Uma decisão já tomada a partir dos resultados atingidos é a necessidade de diminuir o tamanho do dispositivo. “Como ele é implantado dentro do tórax ou do abdômen, pode comprimir órgãos como o diafragma, o pulmão e até o próprio coração. Daí, quanto menor, melhor”, explica Andrade. O protótipo tem o tamanho de uma laranja média e é formado por duas câmeras de bombeamento e quatro válvulas. “É uma bomba normal, feita com materiais que não agridem o organismo ao ter contato com o corpo. Tem um desenho especial justamente para isso. Caso contrário, pode gerar mais problemas aos pacientes”, diz José Roberto Cardoso, coordenador do projeto e diretor da Poli/USP.
O pesquisador destaca que o coração artificial não tem fios nem conexões atravessando a pele do paciente, o que reduz o risco de infecções. A recarga da bateria dele será feita por indução. “Dentro do corpo ficará uma bobina. Do lado de fora, teremos outra, que vai carregar a primeira por indução”, explica. A estimativa é de que o processo que garantirá o funcionamento ininterrupto do coração artificial seja feito diariamente e dure 40 minutos (veja infográfico).
“Esse aparelho diferencia-se por ser totalmente implantado, deixando, assim, o paciente que espera por um transplante em uma situação mais cômoda. Outra diferença é que tentaremos deixá-lo mais barato que os aparelhos disponíveis hoje, que são importados”, compara Cardoso. A intenção é de que o equipamento custe até R$ 10 mil. “Os americanos custam cerca de R$ 200 mil e são vendidos somente no exterior”, completa.
Demanda crescente
Para o cardiologista do laboratório Exame Rafael Munerato, o dispositivo criado pelos cientistas da USP tem potencial para amenizar um grave problema de saúde pública. O Ministério da Saúde estima que cerca de 200 pessoas estão na fila de transplante de coração no Brasil e que, anualmente, 300 mil morrem em decorrência de doenças cardiovasculares. “Hoje, tratamos doenças do coração com recursos melhores, mas isso não impede que futuramente haja complicações nesses pacientes, o que chamamos de cardiopatias. Acredito que, no futuro, o número de pessoas que poderá vir a precisar de um transplante aumente, agravando ainda mais essa espera na fila”, avalia.
Cardoso também explica que a fila caminha lentamente justamente devido à piora da situação dos pacientes. “Ela funciona seguindo a prioridade. As pessoas que têm o estado agravado passam na frente, o que dificulta para quem segue estável”, explica. “Algo que nos incomoda é ver pacientes na UTI aguardando por um órgão que nunca chega. A maior vantagem dessa pesquisa é que ela colocaria um coração interno nessas pessoas, que poderão tolerar a situação durante um prazo maior e em uma situação mais confortável.”
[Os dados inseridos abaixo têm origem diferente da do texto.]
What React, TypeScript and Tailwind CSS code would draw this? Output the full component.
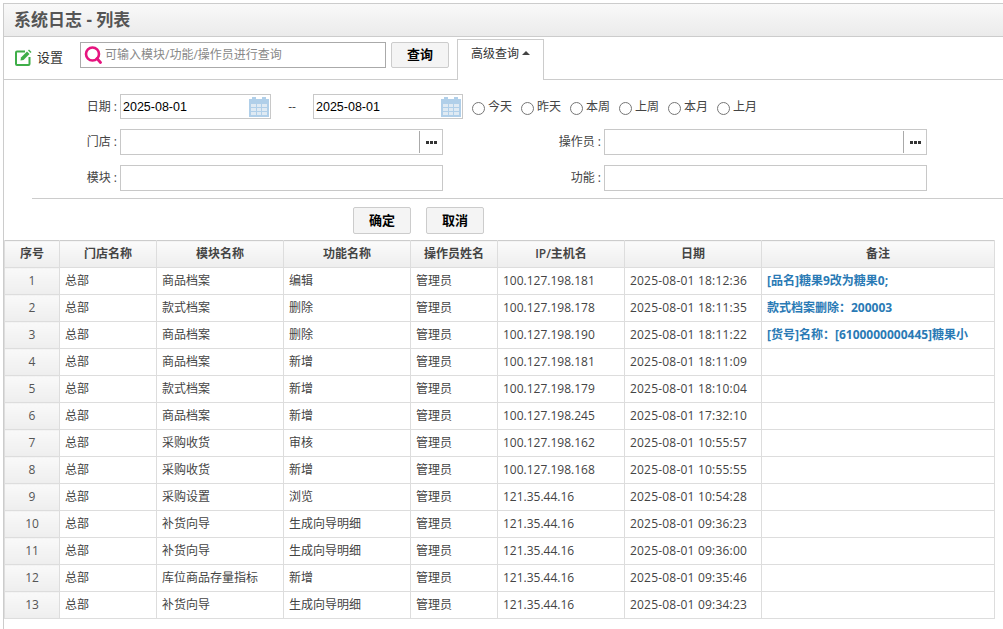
import React from "react";

const rows = [
  ["总部", "商品档案", "编辑", "管理员", "100.127.198.181", "2025-08-01 18:12:36", "[品名]糖果9改为糖果0;"],
  ["总部", "款式档案", "删除", "管理员", "100.127.198.178", "2025-08-01 18:11:35", "款式档案删除：200003"],
  ["总部", "商品档案", "删除", "管理员", "100.127.198.190", "2025-08-01 18:11:22", "[货号]名称：[6100000000445]糖果小"],
  ["总部", "商品档案", "新增", "管理员", "100.127.198.181", "2025-08-01 18:11:09", ""],
  ["总部", "款式档案", "新增", "管理员", "100.127.198.179", "2025-08-01 18:10:04", ""],
  ["总部", "商品档案", "新增", "管理员", "100.127.198.245", "2025-08-01 17:32:10", ""],
  ["总部", "采购收货", "审核", "管理员", "100.127.198.162", "2025-08-01 10:55:57", ""],
  ["总部", "采购收货", "新增", "管理员", "100.127.198.168", "2025-08-01 10:55:55", ""],
  ["总部", "采购设置", "浏览", "管理员", "121.35.44.16", "2025-08-01 10:54:28", ""],
  ["总部", "补货向导", "生成向导明细", "管理员", "121.35.44.16", "2025-08-01 09:36:23", ""],
  ["总部", "补货向导", "生成向导明细", "管理员", "121.35.44.16", "2025-08-01 09:36:00", ""],
  ["总部", "库位商品存量指标", "新增", "管理员", "121.35.44.16", "2025-08-01 09:35:46", ""],
  ["总部", "补货向导", "生成向导明细", "管理员", "121.35.44.16", "2025-08-01 09:34:23", ""],
];

const headers = ["序号", "门店名称", "模块名称", "功能名称", "操作员姓名", "IP/主机名", "日期", "备注"];
const widths = [55, 97, 127, 127, 87, 127, 137, 233];
const ranges = ["今天", "昨天", "本周", "上周", "本月", "上月"];

const CalendarIcon = () => (
  <svg width="20" height="20" viewBox="0 0 20 20" className="shrink-0">
    <rect x="0" y="2" width="20" height="18" fill="#b0cfe9" />
    <rect x="3" y="0" width="4" height="4" fill="#b0cfe9" />
    <rect x="13" y="0" width="4" height="4" fill="#b0cfe9" />
    <rect x="2" y="7" width="16" height="11" fill="#dfeaf3" />
    <path d="M7.5 7v11M12.5 7v11M2 10.5h16M2 14.5h16" stroke="#b0cfe9" strokeWidth="1" />
  </svg>
);

const DateField = ({ width }: { width: string }) => (
  <div className={`flex h-[25px] items-center border border-[#c8c8c8] pl-[2px] pr-[1px] ${width}`}>
    <input
      defaultValue="2025-08-01"
      className="w-0 flex-1 pt-[1px] font-['Liberation_Sans'] text-[12.5px] text-black outline-none"
    />
    <CalendarIcon />
  </div>
);

const Lookup = () => (
  <div className="flex h-[26px] w-[323px] border border-[#c8c8c8]">
    <input className="w-0 flex-1 outline-none" />
    <div className="my-[1px] flex w-[23px] items-center justify-center gap-[1px] border-l border-[#aaa]">
      <span className="h-[3px] w-[3px] bg-[#333]" />
      <span className="h-[3px] w-[3px] bg-[#333]" />
      <span className="h-[3px] w-[3px] bg-[#333]" />
    </div>
  </div>
);

const Btn = ({ children, className }: { children: React.ReactNode; className: string }) => (
  <button className={`flex items-center justify-center rounded-[2px] border border-[#ccc] bg-[#f4f4f4] text-[13px] font-bold text-black ${className}`}>
    {children}
  </button>
);

const FieldLabel = ({ children, className }: { children: React.ReactNode; className: string }) => (
  <label className={`pr-[3px] text-right text-[12px] text-[#444] ${className}`}>
    {children}
    <span className="pl-[3px]">:</span>
  </label>
);

export default function App() {
  return (
    <div className="h-[629px] w-[1003px] overflow-hidden bg-white pl-[3px] pt-[3px] font-['Open_Sans','Noto_Sans_CJK_SC',sans-serif] text-[12px] text-[#444]">
      <div className="h-full border-l border-t border-[#ccc]">
        <div className="flex h-[33px] items-center border-b border-[#ccc] bg-gradient-to-b from-[#f9f9f9] to-[#ebebeb] pl-[10px] text-[17px] font-bold text-[#555]">
          系统日志 - 列表
        </div>

        <div className="flex h-[43px] border-b border-[#ccc]">
          <div className="flex items-center pb-[1px] pl-[11px]">
            <svg width="17" height="17" viewBox="0 0 17 17" fill="none">
              <path d="M10 2.5H2a1 1 0 0 0-1 1V15a1 1 0 0 0 1 1h11.5a1 1 0 0 0 1-1V8" stroke="#3fae49" strokeWidth="2" />
              <path d="M5.5 11.5 6 8.5l6-6 2.5 2.5-6 6z" fill="#3fae49" />
              <path d="M13 1.5l1-1 2.5 2.5-1 1z" fill="#3fae49" />
            </svg>
            <span className="ml-[5px] text-[13px] text-[#333]">设置</span>
          </div>
          <div className="ml-[17px] mt-[5px] flex h-[26px] w-[306px] items-center border border-[#aaa] pl-[3px]">
            <svg width="18" height="18" viewBox="0 0 18 18" fill="none" className="shrink-0">
              <circle cx="8.5" cy="8" r="6.5" stroke="#e6147f" strokeWidth="2.6" />
              <path d="M13 12.5 16.5 16.5" stroke="#e6147f" strokeWidth="2.8" strokeLinecap="round" />
            </svg>
            <input
              placeholder="可输入模块/功能/操作员进行查询"
              className="ml-[3px] w-0 flex-1 text-[12px] outline-none placeholder:text-[#888]"
            />
          </div>
          <Btn className="ml-[5px] mt-[5px] h-[26px] w-[58px]">查询</Btn>
          <div className="z-10 ml-[8px] mt-[2px] flex h-[41px] w-[87px] items-start justify-center border-x border-t border-[#ccc] bg-white pt-[5px] text-[12px] text-[#333]">
            高级查询
            <span className="ml-[3px] mt-[6px] h-0 w-0 border-x-[4px] border-b-[4px] border-x-transparent border-b-[#444]" />
          </div>
        </div>

        <div className="flex h-[160px] flex-col pt-[14px]">
          <div className="flex h-[25px] items-center">
            <FieldLabel className="w-[116px]">日期</FieldLabel>
            <DateField width="w-[151px]" />
            <span className="w-[42px] text-center text-[12px]">--</span>
            <DateField width="w-[150px]" />
            <div className="ml-[9px] flex items-center gap-[9px]">
              {ranges.map((r) => (
                <label key={r} className="flex items-center gap-[3px]">
                  <input type="radio" name="range" className="m-0 mt-[3px] h-[13px] w-[13px]" />
                  <span className="text-[12px]">{r}</span>
                </label>
              ))}
            </div>
          </div>
          <div className="mt-[10px] flex h-[26px] items-center">
            <FieldLabel className="w-[116px]">门店</FieldLabel>
            <Lookup />
            <FieldLabel className="w-[161px]">操作员</FieldLabel>
            <Lookup />
          </div>
          <div className="mt-[10px] flex h-[26px] items-center">
            <FieldLabel className="w-[116px]">模块</FieldLabel>
            <input className="h-[26px] w-[323px] border border-[#c8c8c8] outline-none" />
            <FieldLabel className="w-[161px]">功能</FieldLabel>
            <input className="h-[26px] w-[323px] border border-[#c8c8c8] outline-none" />
          </div>
          <div className="ml-[28px] mt-[7px] border-t border-[#ccc]" />
          <div className="ml-[349px] mt-[8px] flex gap-[15px]">
            <Btn className="h-[27px] w-[58px] pt-[1px]">确定</Btn>
            <Btn className="h-[27px] w-[58px] pt-[1px]">取消</Btn>
          </div>
        </div>

        <table className="table-fixed border-collapse border-y border-[#ccc] text-[12px]" style={{ width: 990 }}>
          <colgroup>
            {widths.map((w, i) => (
              <col key={i} style={{ width: w }} />
            ))}
          </colgroup>
          <thead>
            <tr className="h-[27px]">
              {headers.map((h) => (
                <th key={h} className="border-x border-b border-[#ddd] bg-gradient-to-b from-[#fbfbfb] to-[#eeeeee] p-0 text-center font-semibold text-[#444]">
                  {h}
                </th>
              ))}
            </tr>
          </thead>
          <tbody>
            {rows.map((r, i) => (
              <tr key={i} className="h-[27px]">
                <td className="border border-[#ddd] bg-gradient-to-b from-[#f9f9f9] to-[#eeeeee] p-0 text-center text-[#555]">{i + 1}</td>
                {r.map((c, j) => (
                  <td
                    key={j}
                    className={
                      j === 6
                        ? "truncate border border-[#ddd] px-[5px] py-0 font-bold text-[#2a7ab5]"
                        : j === 5
                          ? "truncate border border-[#ddd] px-[5px] py-0 tracking-[0.2px] text-[#444]"
                          : "truncate border border-[#ddd] px-[5px] py-0 text-[#444]"
                    }
                  >
                    {c}
                  </td>
                ))}
              </tr>
            ))}
          </tbody>
        </table>
      </div>
    </div>
  );
}
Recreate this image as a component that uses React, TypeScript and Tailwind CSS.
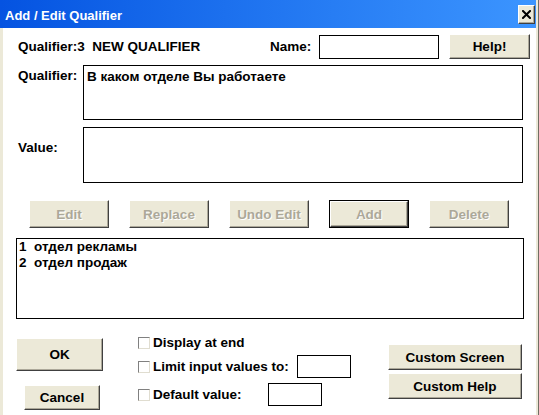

Hilton Chaves, professor adjunto da Universidade Federal de Pernambuco (UFPE), acredita que a pesquisa precisa ser mais aprofundada até que se comece a pensar no uso clínico do coração artificial. Mesmo assim, ele destaca a importância de engenheiros e médicos brasileiros estarem se dedicando ao tema. “O Brasil engatinhava nessa área e, agora, começa a produzir um produto que tenta ser validado. Outra vantagem é que, por ser colocado dentro do paciente, ele se diferencia dos outros. Mas ainda não foi testado em humanos, um passo importantíssimo e que precisará de bastante investimento.”
Segundo Cardoso, o Brasil tem vivido um aumento significativo de pesquisas científicas em engenharia biomédica. “É uma das áreas que mais cresceram recentemente. Não só em transplantes. Em outras aplicações, a engenharia biomédica tem um grande potencial de inovação e promete render frutos ao Brasil”, destaca. O desenvolvimento e a produção de próteses e de equipamentos tanto para o diagnóstico quanto para o tratamentos de doenças também são alvo de estudo de médicos e engenheiros.